Nonostante le possibili ascendenze ludiche il cosplay non è un semplice travestimento come quelli di ragazzi e bambini a carnevale e Halloween - e non solo per il dato sociologico dello spostamento dal mondo infantile a quello dei giovani adulti. Il cosplay è travestimento, ma nel senso non del richiamo segnico bensì dell'imitazione perfezionata; mentre il costume di Halloween si limita ad alludere, il cosplayer mira a un vero raddoppiamento imitativo – anche se a volte può essere declinato in forme parodistiche. Si potrebbe dire (e vai col paradosso!) che il cosplay è il professionismo dell'amatoriale.
Questo perfezionismo del cosplayer non avrebbe senso senza la riproduzione fotografica o il filmato. L'identificazione visuale va di pari passo con l'obbligo della posa – e dalla posa alla scenetta non c'è che un passo.
Adesso parliamo di Lupin III. Sebbene il manga di Monkey Punch sia un assoluto capolavoro di humour perverso, è stato l'anime (fra tanti animatori, com'è noto, si conta anche Miyazaki Hayao) a creare una platea internazionale di fedelissimi fan.

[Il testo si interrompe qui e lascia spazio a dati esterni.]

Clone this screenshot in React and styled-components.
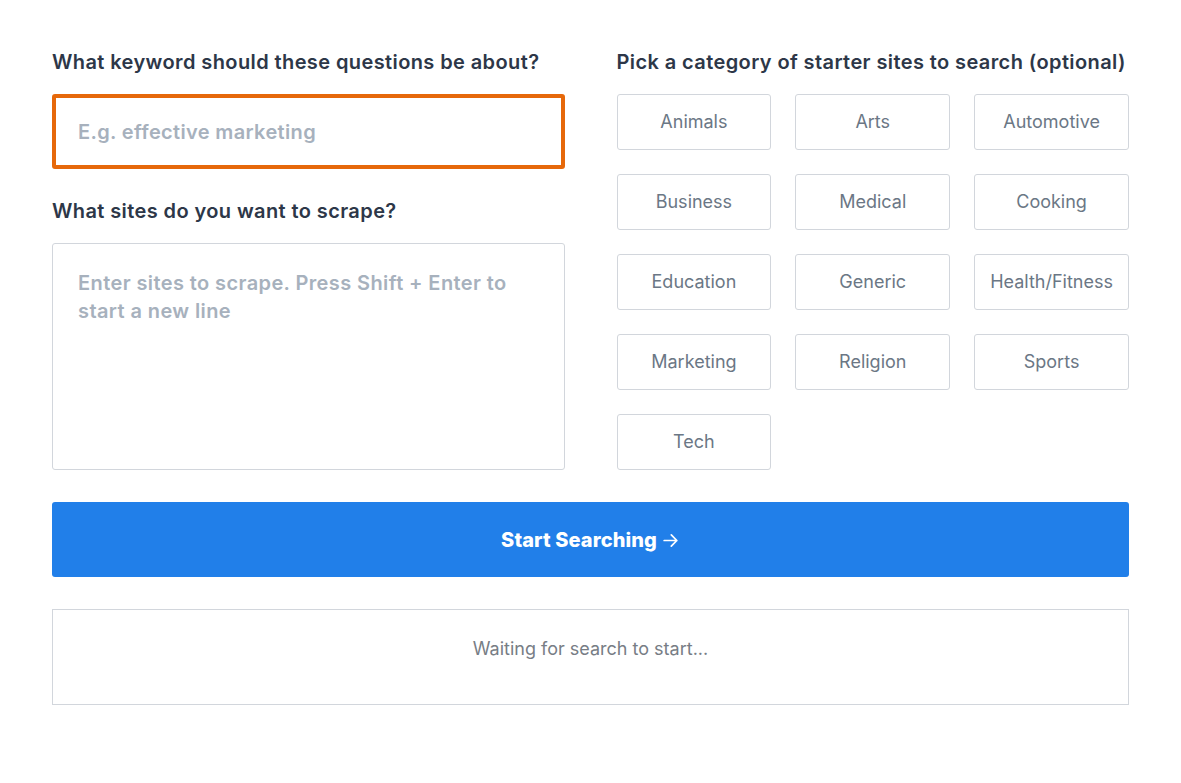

Dei motivi che lo rendono memorabile, qui ci interessa specialmente uno: possiede un gruppo di protagonisti (Lupin, Jigen, Goemon, Fujiko e il povero Zenigata) perfettamente caratterizzato, sia come aspetto sia come elementare psicologia. Questo lo rende perfetto per il cosplay. Tanto più oggi, quando gioca anche sulle corde della nostalgia (accento sulla a, per favore).

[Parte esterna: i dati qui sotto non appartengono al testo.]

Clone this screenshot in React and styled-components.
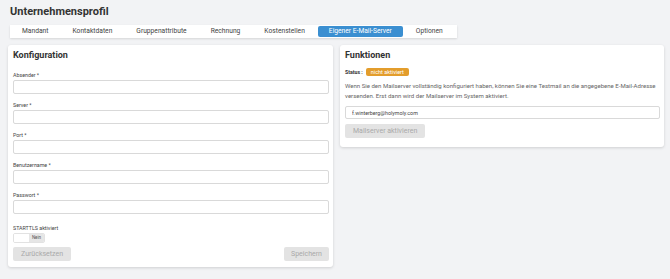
import styled, {createGlobalStyle} from "styled-components";

const GlobalStyle = createGlobalStyle`
  body {
    margin: 0;
    background: #f2f3f5;
    font-family: Roboto, "Liberation Sans", sans-serif;
    color: #333;
  }
`;

const Page = styled.div`
  width: 670px;
  height: 279px;
  overflow: hidden;
`;

const Title = styled.h1`
  margin: 0;
  padding: 5px 0 0 10px;
  height: 25px;
  box-sizing: border-box;
  font-size: 11px;
  line-height: 14px;
  font-weight: 700;
  color: #333;
`;

const TabBar = styled.div`
  margin-left: 10px;
  width: 447px;
  height: 13px;
  background: #fff;
  display: flex;
  align-items: center;
  gap: 2px;
  padding: 0 1px;
  box-sizing: border-box;
  box-shadow: 0 1px 2px rgba(0, 0, 0, 0.12);
`;

const Tab = styled.div`
  font-size: 6.7px;
  line-height: 11px;
  height: 11px;
  padding: 0 11px;
  border-radius: 2px;
  white-space: nowrap;
  color: ${p => p.$active ? "#fff" : "#444"};
  background: ${p => p.$active ? "#3b8fd1" : "transparent"};
`;

const Content = styled.div`
  display: flex;
  align-items: flex-start;
  gap: 7px;
  padding: 7px 0 0 8px;
`;

const Panel = styled.div`
  width: ${p => p.$width}px;
  background: #fff;
  border-radius: 3px;
  box-shadow: 0 1px 3px rgba(0, 0, 0, 0.15);
  padding: 4px 4px ${p => p.$bottom || 6}px 5px;
  box-sizing: border-box;
`;

const PanelTitle = styled.h2`
  margin: 0;
  font-size: 9px;
  line-height: 12px;
  font-weight: 700;
  color: #333;
`;

const Fields = styled.div`
  display: flex;
  flex-direction: column;
  gap: 7px;
  margin-top: 10px;
`;

const Field = styled.div`
  display: flex;
  flex-direction: column;
`;

const Label = styled.label`
  font-size: 5.3px;
  line-height: 8px;
  margin-bottom: 1px;
  color: #444;
`;

const Input = styled.input`
  display: block;
  height: ${p => p.$h || 14}px;
  box-sizing: border-box;
  border: 1px solid #d9d9d9;
  border-radius: 2px;
  font-family: inherit;
  font-size: 5.3px;
  padding: 0 6px;
  color: #444;
  outline: none;
  width: 100%;
`;

const Toggle = styled.div`
  display: flex;
  width: 32px;
  height: 10px;
  border: 1px solid #e2e2e2;
  border-radius: 2px;
  box-sizing: border-box;
  overflow: hidden;
`;

const ToggleKnob = styled.div`
  flex: 1;
  background: #fff;
`;

const ToggleText = styled.div`
  width: 15px;
  background: #e6e6e6;
  font-size: 4.5px;
  line-height: 8px;
  text-align: center;
  color: #555;
`;

const ButtonRow = styled.div`
  display: flex;
  justify-content: space-between;
  margin-top: 4px;
`;

const Button = styled.button`
  display: block;
  height: 14px;
  padding: 0 ${p => p.$pad || 6}px;
  border: none;
  border-radius: 2px;
  background: #e3e3e3;
  color: #a9a9a9;
  font-family: inherit;
  font-size: 7px;
  line-height: 14px;
`;

const StatusRow = styled.div`
  display: flex;
  align-items: center;
  gap: 3px;
  margin-top: 7px;
  font-size: 5.2px;
  font-weight: 700;
  color: #333;
`;

const Badge = styled.span`
  background: #e39d2c;
  color: #fff;
  font-size: 5.5px;
  font-weight: 400;
  line-height: 8px;
  padding: 0 5px;
  border-radius: 2px;
`;

const Text = styled.p`
  margin: 5px 0 5px;
  font-size: 6.05px;
  line-height: 10px;
  color: #666;
`;

const ActivateButton = styled(Button)`
  margin-top: 5px;
`;

const fields = ["Absender *", "Server *", "Port *", "Benutzername *", "Passwort *"];
const tabs = ["Mandant", "Kontaktdaten", "Gruppenattribute", "Rechnung", "Kostenstellen", "Eigener E-Mail-Server", "Optionen"];

const App = () => {
  return (
    <Page>
      <GlobalStyle/>
      <Title>Unternehmensprofil</Title>
      <TabBar>
        {tabs.map(t => <Tab key={t} $active={t === "Eigener E-Mail-Server"}>{t}</Tab>)}
      </TabBar>
      <Content>
        <Panel $width={325}>
          <PanelTitle>Konfiguration</PanelTitle>
          <Fields>
            {fields.map(f =>
              <Field key={f}>
                <Label>{f}</Label>
                <Input type={f.startsWith("Passwort") ? "password" : "text"}/>
              </Field>
            )}
            <Field style={{marginTop: 3}}>
              <Label>STARTTLS aktiviert</Label>
              <Toggle>
                <ToggleKnob/>
                <ToggleText>Nein</ToggleText>
              </Toggle>
            </Field>
          </Fields>
          <ButtonRow>
            <Button $pad={8}>Zurücksetzen</Button>
            <Button $pad={7}>Speichern</Button>
          </ButtonRow>
        </Panel>
        <Panel $width={324} $bottom={9}>
          <PanelTitle>Funktionen</PanelTitle>
          <StatusRow>Status : <Badge>nicht aktiviert</Badge></StatusRow>
          <Text>
            Wenn Sie den Mailserver vollständig konfiguriert haben, können Sie eine Testmail an die angegebene E-Mail-Adresse
            versenden. Erst dann wird der Mailserver im System aktiviert.
          </Text>
          <Input $h={13} defaultValue="f.winterberg@holymoly.com"/>
          <ActivateButton $pad={8}>Mailserver aktivieren</ActivateButton>
        </Panel>
      </Content>
    </Page>
  )
}

export default App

Ora, mentre se ne annuncia un altro, è stato realizzato a mia conoscenza un solo film live action, ossia dal vero, su Lupin III: Rupin Sansei: Nenriki chin sakusen (Lupin III - La strategia psicocinetica) di Tsuboshima Takashi con Meguro Yuki (Lupin) ed Ezaki Eiko (Fujiko). Esso non fa eccezione alla regola per cui i film live tratti dai fumetti tendono a intervenire, modificare, in una parola differenziare la versione cinematografica dall'immediatezza del fumetto o del cartoon; il che non è solo per ragioni spettacolari ma perché hanno orrore del concetto di copia. In altri termini, sono reinterpretazioni (è in questo spazio fra imitazione e reinterpretazione che si gioca tutto un film imperfetto ma interessante e sottovalutato quale Popeye di Robert Altman). Per un esempio deteriore recente, vedi lo sciagurato Tintin di Steven Spielberg.

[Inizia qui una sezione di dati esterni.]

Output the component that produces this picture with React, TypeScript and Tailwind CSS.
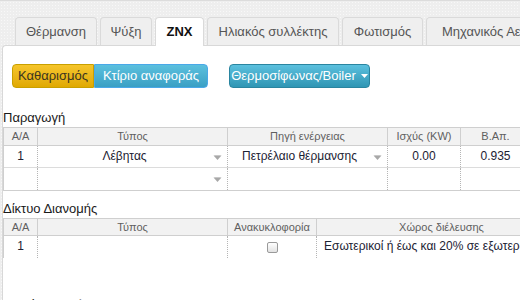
import React from 'react';

const tabs = [
  { label: 'Θέρμανση', w: 'w-[82px]' },
  { label: 'Ψύξη', w: 'w-[52px]' },
  { label: 'ZNX', w: 'w-[49px]', active: true },
  { label: 'Ηλιακός συλλέκτης', w: 'w-[132px]' },
  { label: 'Φωτισμός', w: 'w-[81px]' },
  { label: 'Μηχανικός Αερισμός', w: 'w-[150px]' },
];

const Arrow = () => (
  <svg width="9" height="6" viewBox="0 0 9 6" className="absolute right-[5px] top-[9px]">
    <path d="M0.5 0.5 L8.5 0.5 L4.5 5 Z" fill="#a8a8a8" />
    <path d="M1.5 0.5 L7.5 0.5" stroke="#c8c8c8" strokeWidth="1" />
  </svg>
);

const headCell = 'h-full border-r border-[#cfcfcf] text-center text-[11px] leading-[17px] text-[#5f5f5f]';
const bodyCell = 'relative h-full border-r border-dotted border-[#b5b5b5] text-center text-[12px] leading-[21px] text-[#1c2233]';

const App: React.FC = () => {
  return (
    <div
      className="w-[520px] h-[300px] overflow-hidden border-t border-[#dcdcdc] bg-[#eeeeee] bg-[radial-gradient(#f8f8f8_1px,transparent_1px)] bg-size-[3px_3px]"
      style={{ fontFamily: '"Liberation Sans", Arial, sans-serif' }}
    >
      {/* Tabs */}
      <div className="flex items-start gap-[3px] h-[44px] pt-4 pl-[15px] relative z-10">
        {tabs.map((t) => (
          <div
            key={t.label}
            className={`${t.w} shrink-0 rounded-t-[4px] border border-b-0 border-[#dadada] text-center text-[13px] whitespace-nowrap overflow-hidden ${
              t.active
                ? 'h-[29px] bg-white font-bold text-[#111] leading-[28px]'
                : 'h-[28px] bg-[#efefef] text-[#555] leading-[28px]'
            }`}
          >
            {t.label}
          </div>
        ))}
      </div>

      {/* Panel */}
      <div className="ml-[2px] h-full border-l border-t border-[#d8d8d8] rounded-tl-[4px] bg-white">
        <div className="flex items-center pt-[18px] pl-[9px]">
          <div className="flex">
            <button className="w-[82px] h-[24px] rounded-l-[4px] border border-[#c9a000] bg-gradient-to-b from-[#f6c52a] to-[#e0a900] text-[13px] text-[#3a3520]">
              Καθαρισμός
            </button>
            <button className="w-[114px] h-[24px] rounded-r-[4px] border border-[#4aa8e8] bg-gradient-to-b from-[#5bc0de] to-[#3aa0c4] text-[13px] text-white">
              Κτίριο αναφοράς
            </button>
          </div>
          <button className="ml-[21px] w-[141px] h-[24px] rounded-[4px] border border-[#2a85a0] bg-gradient-to-b from-[#5bc0de] to-[#2f96b4] text-[13px] text-white flex items-center justify-center gap-[5px]">
            <span>Θερμοσίφωνας/Boiler</span>
            <svg width="7" height="4" viewBox="0 0 7 4">
              <path d="M0 0 L7 0 L3.5 4 Z" fill="#ffffff" />
            </svg>
          </button>
        </div>

        {/* Παραγωγή */}
        <div className="mt-[20px] h-[19px] leading-[19px] text-[13px] text-[#1a1a1a]">Παραγωγή</div>
        <div className="border-l border-[#cfcfcf]">
          <div className="flex h-[19px] border-t border-b border-[#cfcfcf] bg-[#f2f2f2]">
            <div className={`${headCell} w-[34px] shrink-0`}>Α/Α</div>
            <div className={`${headCell} w-[190px] shrink-0`}>Τύπος</div>
            <div className={`${headCell} w-[160px] shrink-0`}>Πηγή ενέργειας</div>
            <div className={`${headCell} w-[73px] shrink-0`}>Ισχύς (KW)</div>
            <div className={`${headCell} w-[70px] shrink-0`}>Β.Απ.</div>
          </div>
          <div className="flex h-[22px] border-b border-[#dcdcdc]">
            <div className={`${bodyCell} w-[34px] shrink-0`}>1</div>
            <div className={`${bodyCell} w-[190px] shrink-0 pr-[16px]`}>
              Λέβητας
              <Arrow />
            </div>
            <div className={`${bodyCell} w-[160px] shrink-0 pr-[16px]`}>
              Πετρέλαιο θέρμανσης
              <Arrow />
            </div>
            <div className={`${bodyCell} w-[73px] shrink-0`}>0.00</div>
            <div className={`${bodyCell} w-[70px] shrink-0`}>0.935</div>
          </div>
          <div className="flex h-[23px] border-b border-[#cfcfcf]">
            <div className={`${bodyCell} w-[34px] shrink-0`}></div>
            <div className={`${bodyCell} w-[190px] shrink-0`}>
              <Arrow />
            </div>
            <div className={`${bodyCell} w-[160px] shrink-0`}></div>
            <div className={`${bodyCell} w-[73px] shrink-0`}></div>
            <div className={`${bodyCell} w-[70px] shrink-0`}></div>
          </div>
        </div>

        {/* Δίκτυο Διανομής */}
        <div className="mt-[8px] h-[19px] leading-[19px] text-[13px] text-[#1a1a1a]">Δίκτυο Διανομής</div>
        <div className="border-l border-[#cfcfcf]">
          <div className="flex h-[18px] border-t border-b border-[#cfcfcf] bg-[#f2f2f2]">
            <div className={`${headCell} w-[34px] shrink-0`}>Α/Α</div>
            <div className={`${headCell} w-[190px] shrink-0`}>Τύπος</div>
            <div className={`${headCell} w-[89px] shrink-0`}>Ανακυκλοφορία</div>
            <div className={`${headCell} w-[250px] shrink-0`}>Χώρος διέλευσης</div>
          </div>
          <div className="flex h-[22px]">
            <div className={`${bodyCell} w-[34px] shrink-0`}>1</div>
            <div className={`${bodyCell} w-[190px] shrink-0`}></div>
            <div className={`${bodyCell} w-[89px] shrink-0 flex items-center justify-center`}>
              <span className="block w-[11px] h-[11px] rounded-[2px] border border-[#9a9a9a] bg-gradient-to-b from-white to-[#e2e2e2]" />
            </div>
            <div className="w-[250px] shrink-0 h-full pl-[7px] text-[12px] leading-[21px] text-[#1c2233] whitespace-nowrap">
              Εσωτερικοί ή έως και 20% σε εξωτερικούς χώρους
            </div>
          </div>
        </div>

        <div className="mt-[37px] h-[19px] leading-[19px] text-[13px] text-[#1a1a1a]">Δοχεία αποθήκευσης</div>
      </div>
    </div>
  );
};

export default App;
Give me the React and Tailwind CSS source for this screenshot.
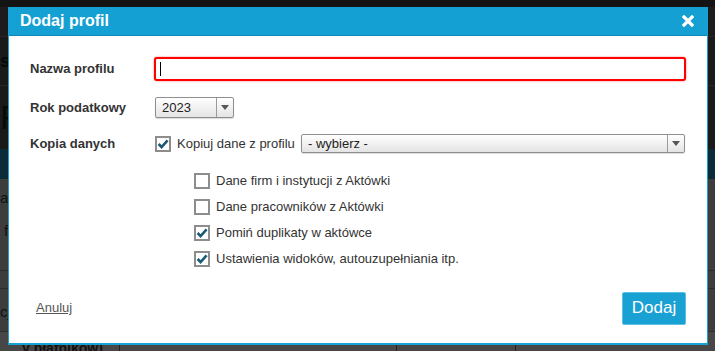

Viceversa, Lupin the 3rd – La chiave del mistero è un esempio di cinema-cosplay, esattamente perché trasporta quell'imitazione perfetta di cui parlavo sopra, non reinterpretazione ma trasposizione, in un cortometraggio - che, sebbene un po' più corto dei cartoon di Lupin, rientra del tutto nella loro logica. E poiché il cosplay è un atto di amore, questo film è un atto d'amore. 
Vi troviamo un doppio livello di riconoscimento “lupiniano”. In primo luogo a livello di personaggio, ovvero recitativo e visuale. I manierismi infantili di Lupin, la saggezza fra burbera e rassegnata di Jigen e Goemon davanti alle alzate d'ingegno del loro capo, la nonchalance di Fujiko (questo capolavoro di egocentrismo femminile) per cui dipingersi le unghie è la cosa più importante del mondo, e naturalmente la frustrazione di Zenigata (grande la sua lenta bollitura nella scena post credits), sono rese con un'aderenza encomiabile.
In secondo luogo a livello di costruzione e regia. Basta vedere com'è reso bene nel film, con un uso assai abile del montaggio e del sonoro, il classico swissh della mortale katana di Goemon quando colpisce nel cartoon. C'è un ritmo sicuro nel racconto, di cui piace la franca ambizione che non arretra di fronte a sfide tecniche come l'esplosione, ben realizzata.
La sorpresa di vedere la Cinquecento gialla di Lupin sfrecciare in un paesaggio friulano rientra, dopo tutto, nella sua caratteristica di giramondo. Ha viaggiato dalla New York del più bell'episodio di Zenigata (Ispettore innamorato) alla Transilvania dei vampiri. Perché non qui?